7. A system as claimed in Claim 5, wherein the dispersed aqueous phase supply means includes an inlet to the column, an outlet for the solvent continuous phase from the column is provided above the inlet, and the separating means is located at a lower position than the outlet.

8. A system as claimed in any one of the preceding Claims, wherein separated said aqueous phase is arranged to be discharged from the separating means by pump means.

9. A method of solvent extraction in a pulsed column, the method comprising feeding a dispersed aqueous phase and a continuous solvent phase to the column in counter-current flow, extracting mixed said phases from the column, separating the mixed said phases, and returning the separated said solvent phase to the column, the extraction of the mixed said phases being at a rate greater than the rate of feed of the aqueous phase to the column.
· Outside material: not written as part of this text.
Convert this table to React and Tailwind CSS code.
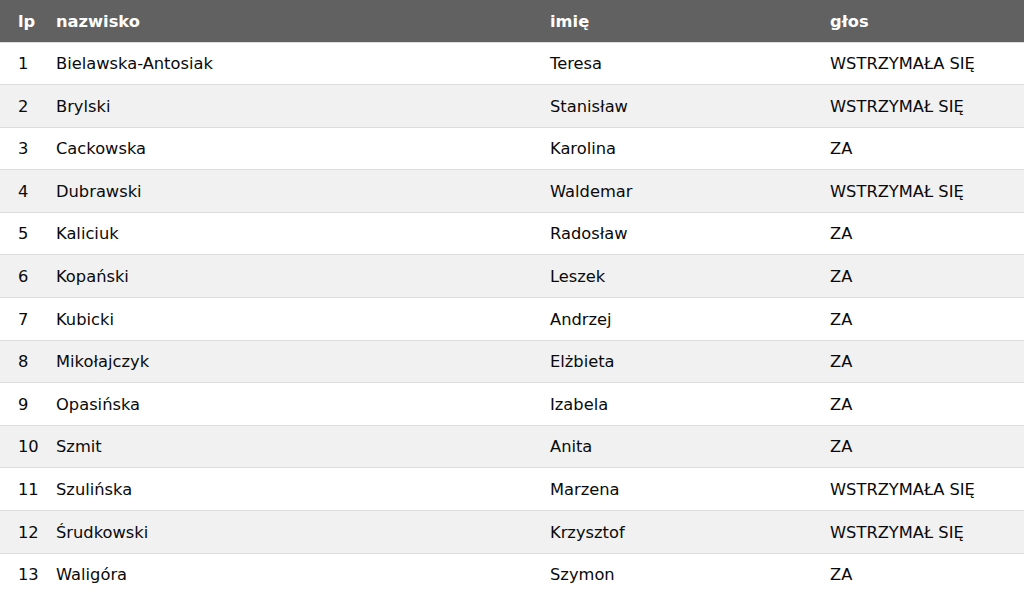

10. A method as claimed in Claim 9, wherein the separated said solvent phase is returned to the continuous solvent phase being fed to the column, thereby to be returned to the column.

11. A method as claimed in Claim 9, wherein the separated said solvent phase is returned at an intermediate position of the column.

12. A method as claimed in any one of Claims 9 to 11, wherein the mixed said phases are extracted from the column below the continuous solvent phase feed into the column.

13. A method as claimed in any one of Claims 9 to 12, wherein the mixed said phases are extracted from the bottom of the column, and the rate of extraction of the mixed said phases is such as to inhibit the formation of an aqueous/solvent interface in the column below the dispersed aqueous phase feed into the column.

14. A method as claimed in any one of Claims 9 to 13, wherein pump means assist the returning of the separated said solvent phase to the column.

15. A method of solvent extraction substantially as hereinbefore described with reference to the accompanying drawing.

16. Use of the method as claimed in any one of Claims 9 to 15 for the processing of nuclear material by solvent extraction.

17. A solvent extraction system substantially as hereinbefore described with reference to the accompanying drawing.